Writing shouldn’t feel like we’ve gone ten rounds in a boxing ring. You’re not Rocky. You don’t have to take punches and come back for more.
Choose to have a good time when you’re writing.
Conscious Writing: Blooming
Here’s another choice between commitment and counter-commitment:
- I commit to hiding
- I commit to revealing, rather than concealing
Are you fully committed to being a creative human and to fully expressing your creative self?
We have lots of reasons to hide. Maybe you’ve been shamed or humiliated when you’ve tried to share your creative work. Maybe you’ve been harshly criticized or told you’re not good or worthy enough. Someone may have told you that you aren’t allowed to write a certain kind of story on a certain topic about certain kinds of people or experiences. As I’ve mentioned in previous posts, maybe you’re afraid of upsetting someone or ruining a friendship.
Maybe this doesn’t apply to you. Good! Go you! We all deserve to express our creativity in any way we choose and should never feel shamed or embarrassed about talking about what we love. Whether this belief came easily to you or you had to struggle with it, good for you! You earned it.

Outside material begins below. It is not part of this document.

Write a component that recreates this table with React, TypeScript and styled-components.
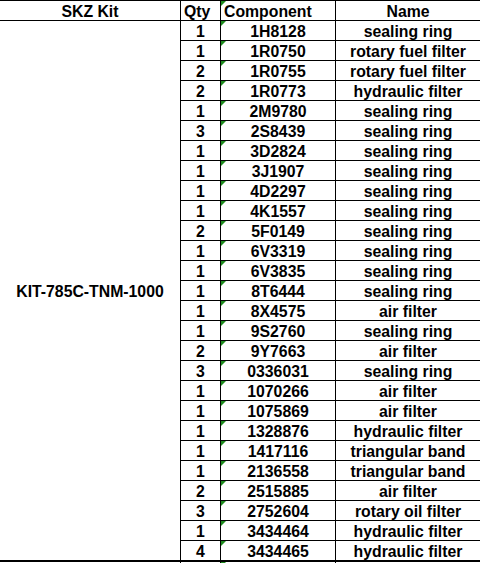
import React from "react";
import styled, { createGlobalStyle, css } from "styled-components";

const Global = createGlobalStyle`
  html, body { margin: 0; padding: 0; background: #fff; overflow: hidden; }
  body { width: 480px; height: 563px; }
`;

const rows: [string, string, string][] = [
  ["1", "1H8128", "sealing ring"],
  ["1", "1R0750", "rotary fuel filter"],
  ["2", "1R0755", "rotary fuel filter"],
  ["2", "1R0773", "hydraulic filter"],
  ["1", "2M9780", "sealing ring"],
  ["3", "2S8439", "sealing ring"],
  ["1", "3D2824", "sealing ring"],
  ["1", "3J1907", "sealing ring"],
  ["1", "4D2297", "sealing ring"],
  ["1", "4K1557", "sealing ring"],
  ["2", "5F0149", "sealing ring"],
  ["1", "6V3319", "sealing ring"],
  ["1", "6V3835", "sealing ring"],
  ["1", "8T6444", "sealing ring"],
  ["1", "8X4575", "air filter"],
  ["1", "9S2760", "sealing ring"],
  ["2", "9Y7663", "air filter"],
  ["3", "0336031", "sealing ring"],
  ["1", "1070266", "air filter"],
  ["1", "1075869", "air filter"],
  ["1", "1328876", "hydraulic filter"],
  ["1", "1417116", "triangular band"],
  ["1", "2136558", "triangular band"],
  ["2", "2515885", "air filter"],
  ["3", "2752604", "rotary oil filter"],
  ["1", "3434464", "hydraulic filter"],
  ["4", "3434465", "hydraulic filter"],
];

const Sheet = styled.div`
  display: grid;
  grid-template-columns: 181px 40px 115px 144px;
  grid-template-rows: 21px repeat(26, 20px) 21px 20px;
  width: 480px;
  font-family: "Liberation Sans", Arial, sans-serif;
  font-weight: bold;
  font-size: 15.8px;
  color: #000;
`;

const Cell = styled.div<{ $right?: boolean; $head?: boolean; $last?: boolean; $align?: "left" | "center" }>`
  position: relative;
  box-sizing: border-box;
  display: flex;
  align-items: center;
  justify-content: ${(p) => (p.$align === "left" ? "flex-start" : "center")};
  padding-left: ${(p) => (p.$align === "left" ? "3px" : "0")};
  padding-top: 2px;
  white-space: nowrap;
  overflow: hidden;
  border-bottom: ${(p) => (p.$last ? "2px" : "1px")} solid #000;
  ${(p) => p.$right && css`border-right: 1px solid #000;`}
  ${(p) => p.$head && css`border-top: 1px solid #000;`}
`;

const KitCell = styled(Cell)`
  grid-column: 1;
  grid-row: 2 / span 27;
`;

const StubCell = styled.div<{ $right?: boolean }>`
  position: relative;
  box-sizing: border-box;
  ${(p) => p.$right && css`border-right: 1px solid #000;`}
`;

const Flag = styled.span`
  position: absolute;
  left: 0;
  top: 0;
  width: 5px;
  height: 5px;
  background: #1d8a1d;
  clip-path: polygon(0 0, 100% 0, 0 100%);
`;

export default function App() {
  return (
    <>
      <Global />
      <Sheet>
        <Cell $head $right>SKZ Kit</Cell>
        <Cell $head $right $align="left">Qty</Cell>
        <Cell $head $right $align="left">
          <Flag />
          Component
        </Cell>
        <Cell $head>Name</Cell>
        <KitCell $right $last>KIT-785C-TNM-1000</KitCell>
        {rows.map(([q, c, n], i) => {
          const last = i === rows.length - 1;
          return (
            <React.Fragment key={c}>
              <Cell $right $last={last}>{q}</Cell>
              <Cell $right $last={last}>
                <Flag />
                {c}
              </Cell>
              <Cell $last={last}>{n}</Cell>
            </React.Fragment>
          );
        })}
        <StubCell $right />
        <StubCell $right />
        <StubCell $right>
          <Flag />
        </StubCell>
        <StubCell />
      </Sheet>
    </>
  );
}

However, this sometimes applies to me. If this applies to you too, take some time today to consider why you’re hiding your thoughts, desires, or talents.
Repeat after me: I commit to revealing my creative self, rather than concealing.
Conscious Writing: Healthy Responsibility
When we take responsibility for our creative choices and work, we find that we have power to control our outcomes and make any changes necessary to bring us closer to creative happiness and fulfillment.
Today, practice taking responsibility for your bad habits or what’s not working well. Have fun with it, and you might discover that your bad habits are kinda silly.
Here are some examples:
- I’m really into procrastination these days.
- I made sure I didn’t finish that story I was working on before I started a new one.
- I arranged to be too busy to go to my writing meet-up.
- I enjoy talking negatively about my goals and skills.